El maestro Mateo pudo muy bien ser, tan joven, el jefe de obras que remató la catedral de Santiago de Compostela, amén de miembro del equipo que esculpió las figuras del Pórtico de la Gloria, una de las cuales es este maravilloso retrato. Formaba parte de la puerta exterior del templo, que, según dicen los programas de mano, en 1520 el cabildo hizo cerrar, “para evitar los desórdenes que se producían en el interior del templo”, de modo que algunas esculturas de la fachada fueron retiradas y acabaron cerradas en un cuarto, decorando una capilla o como material de relleno para nuevas construcciones. Esculturas como la del maestro Mateo han yacido cubiertas de telarañas o de cascotes, han pasado de la intemperie a la oscuridad, de la humedad del viento fresco a la del aire viciado. Las piezas, después de la restauración, están como en carne viva, con diminutos cristales desperdigados que brillan como en un cielo de granito. Pese a todo, la perfección naturalista de la pieza es deslumbrante, o más bien de lo que, en el siglo XII, podríamos llamar sin pedantería naturalismo abstracto, es decir, el final de un largo camino para representar la esencia de la realidad.
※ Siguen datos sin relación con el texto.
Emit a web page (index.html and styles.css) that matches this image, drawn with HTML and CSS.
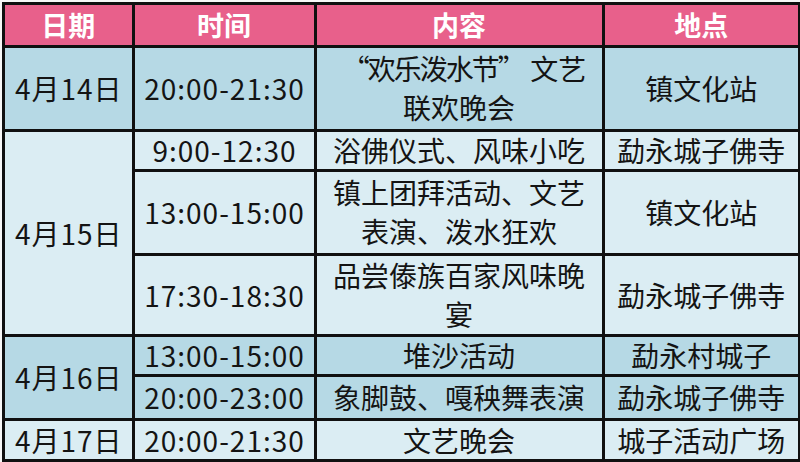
FILE: index.html
```html
<!DOCTYPE html>
<html lang="zh-CN">
<head>
<meta charset="utf-8">
<title>泼水节活动安排</title>
<link rel="stylesheet" href="styles.css">
</head>
<body>
<table class="schedule">
  <colgroup>
    <col class="c-date">
    <col class="c-time">
    <col class="c-content">
    <col class="c-place">
  </colgroup>
  <thead>
    <tr class="r-head">
      <th>日期</th><th>时间</th><th>内容</th><th>地点</th>
    </tr>
  </thead>
  <tbody>
    <tr class="dark r-84">
      <td class="num">4月14日</td>
      <td class="num">20:00-21:30</td>
      <td class="two indent"><span class="tight">“欢乐泼水节”</span> 文艺<br>联欢晚会</td>
      <td>镇文化站</td>
    </tr>
    <tr class="light r-40">
      <td class="num" rowspan="3">4月15日</td>
      <td class="num">9:00-12:30</td>
      <td>浴佛仪式、风味小吃</td>
      <td>勐永城子佛寺</td>
    </tr>
    <tr class="light r-84">
      <td class="num">13:00-15:00</td>
      <td class="two">镇上团拜活动、文艺<br>表演、泼水狂欢</td>
      <td>镇文化站</td>
    </tr>
    <tr class="light r-81">
      <td class="num">17:30-18:30</td>
      <td class="two">品尝傣族百家风味晚<br>宴</td>
      <td>勐永城子佛寺</td>
    </tr>
    <tr class="dark r-40">
      <td class="num" rowspan="2">4月16日</td>
      <td class="num">13:00-15:00</td>
      <td>堆沙活动</td>
      <td>勐永村城子</td>
    </tr>
    <tr class="dark r-44">
      <td class="num">20:00-23:00</td>
      <td>象脚鼓、嘎秧舞表演</td>
      <td>勐永城子佛寺</td>
    </tr>
    <tr class="light r-last">
      <td class="num">4月17日</td>
      <td class="num">20:00-21:30</td>
      <td>文艺晚会</td>
      <td>城子活动广场</td>
    </tr>
  </tbody>
</table>
</body>
</html>
```

FILE: styles.css
```css
html, body {
  margin: 0;
  padding: 0;
  background: #f7f7f7;
}

body {
  width: 800px;
  height: 462px;
  overflow: hidden;
  font-family: "Noto Sans CJK SC", "Noto Sans", sans-serif;
  color: #141414;
}

.schedule {
  margin: 2px 0 0 2px;
  width: 796px;
  border-collapse: collapse;
  table-layout: fixed;
  border: 3px solid #101010;
}

.c-date { width: 129.5px; }
.c-time { width: 182px; }
.c-content { width: 288px; }
.c-place { width: 196.5px; }

.schedule th,
.schedule td {
  border: 3px solid #101010;
  padding: 0;
  text-align: center;
  vertical-align: middle;
  white-space: nowrap;
}

.schedule th {
  background: #e8608b;
  color: #ffffff;
  font-size: 27px;
  font-weight: 700;
  line-height: 34px;
}

.schedule td {
  font-size: 28px;
  line-height: 34px;
}

.schedule td.num {
  letter-spacing: 1px;
  text-indent: 1px;
}

.schedule td.two {
  line-height: 39px;
}

.schedule td.indent {
  text-indent: 10px;
}

.tight {
  letter-spacing: -2px;
}

.dark td { background: #b6d9e5; }
.light td { background: #dbedf3; }

.r-head { height: 42.5px; }
.r-84 { height: 84px; }
.r-81 { height: 81px; }
.r-40 { height: 40px; }
.r-44 { height: 44px; }
.r-last { height: 41.5px; }
```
Maestro Mateo en el Museo del Prado, del 29-11-2016 al 26-3-2017

1 comentario:

  1. Ejemplo perfecto del término arte en su sentido original latino (ars) o griego (tékne), como sabes mejor que yo. Un maestro practica un arte u oficio, domina una industria o artificio, posee una determinada habilidad técnica. Admirable la escultura y el comentario.